• TASK STATEMENT:
Write the lines out again, from the top of the material to the line containing "Site Or Stats')", pictures excluded.

• GIVEN MATERIAL:
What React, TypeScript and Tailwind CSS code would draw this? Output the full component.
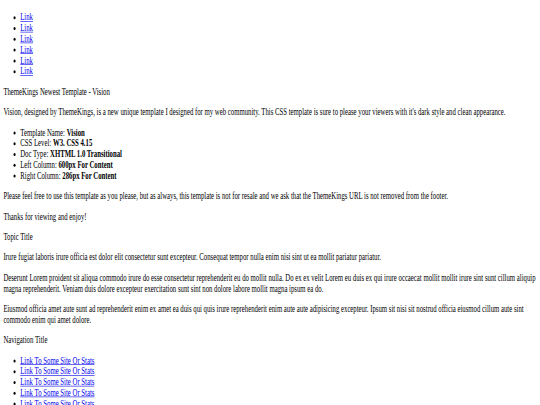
const topLinks = ['Link', 'Link', 'Link', 'Link', 'Link', 'Link']

const specs: [string, string][] = [
  ['Template Name:', 'Vision'],
  ['CSS Level:', 'W3. CSS 4.15'],
  ['Doc Type:', 'XHTML 1.0 Transitional'],
  ['Left Column:', '600px For Content'],
  ['Right Column:', '286px For Content'],
]

const navLinks = Array.from({ length: 8 }, () => 'Link To Some Site Or Stats')

function LinkList({ items, className }: { items: string[]; className: string }) {
  return (
    <ul className={className}>
      {items.map((label, i) => (
        <li key={i}>
          <a href="#" className="text-[#0000ee] underline">
            {label}
          </a>
        </li>
      ))}
    </ul>
  )
}

export default function App() {
  return (
    <div className="h-[405px] w-[540px] overflow-hidden bg-white">
      {/* page laid out at 1280px, then squeezed to fit the window */}
      <div className="w-[1280px] origin-top-left scale-x-[0.421875] scale-y-[0.6] px-2 font-['Liberation_Serif',serif] text-[16px] leading-[normal] text-black">
        <LinkList items={topLinks} className="mt-[12px] mb-4 list-disc pl-10" />

        <p className="my-4">ThemeKings Newest Template - Vision</p>
        <p className="my-4">
          Vision, designed by ThemeKings, is a new unique template I designed for my web community. This CSS
          template is sure to please your viewers with it's dark style and clean appearance.
        </p>

        <ul className="my-4 list-disc pl-10">
          {specs.map(([label, value]) => (
            <li key={label}>
              {label} <strong className="font-bold">{value}</strong>
            </li>
          ))}
        </ul>

        <p className="my-4">
          Please feel free to use this template as you please, but as always, this template is not for resale and we
          ask that the ThemeKings URL is not removed from the footer.
        </p>
        <p className="my-4">Thanks for viewing and enjoy!</p>

        <p className="my-4">Topic Title</p>
        <p className="my-4">
          Irure fugiat laboris irure officia est dolor elit consectetur sunt excepteur. Consequat tempor nulla enim nisi
          sint ut ea mollit pariatur pariatur.
        </p>
        <p className="my-4">
          Deserunt Lorem proident sit aliqua commodo irure do esse consectetur reprehenderit eu do mollit nulla. Do ex
          ex velit Lorem eu duis ex qui irure occaecat mollit mollit irure sint sunt cillum aliquip magna
          reprehenderit. Veniam duis dolore excepteur exercitation sunt sint non dolore labore mollit magna ipsum ea
          do.
        </p>
        <p className="my-4">
          Eiusmod officia amet aute sunt ad reprehenderit enim ex amet ea duis qui quis irure reprehenderit enim aute
          aute adipisicing excepteur. Ipsum sit nisi sit nostrud officia eiusmod cillum aute sint commodo enim qui amet
          dolore.
        </p>

        <p className="my-4">Navigation Title</p>
        <LinkList items={navLinks} className="my-4 list-disc pl-10" />
      </div>
    </div>
  )
}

• EXERCISE RESPONSE:
What React, TypeScript and Tailwind CSS code would draw this? Output the full component.
const topLinks = ['Link', 'Link', 'Link', 'Link', 'Link', 'Link']

const specs: [string, string][] = [
  ['Template Name:', 'Vision'],
  ['CSS Level:', 'W3. CSS 4.15'],
  ['Doc Type:', 'XHTML 1.0 Transitional'],
  ['Left Column:', '600px For Content'],
  ['Right Column:', '286px For Content'],
]

const navLinks = Array.from({ length: 8 }, () => 'Link To Some Site Or Stats')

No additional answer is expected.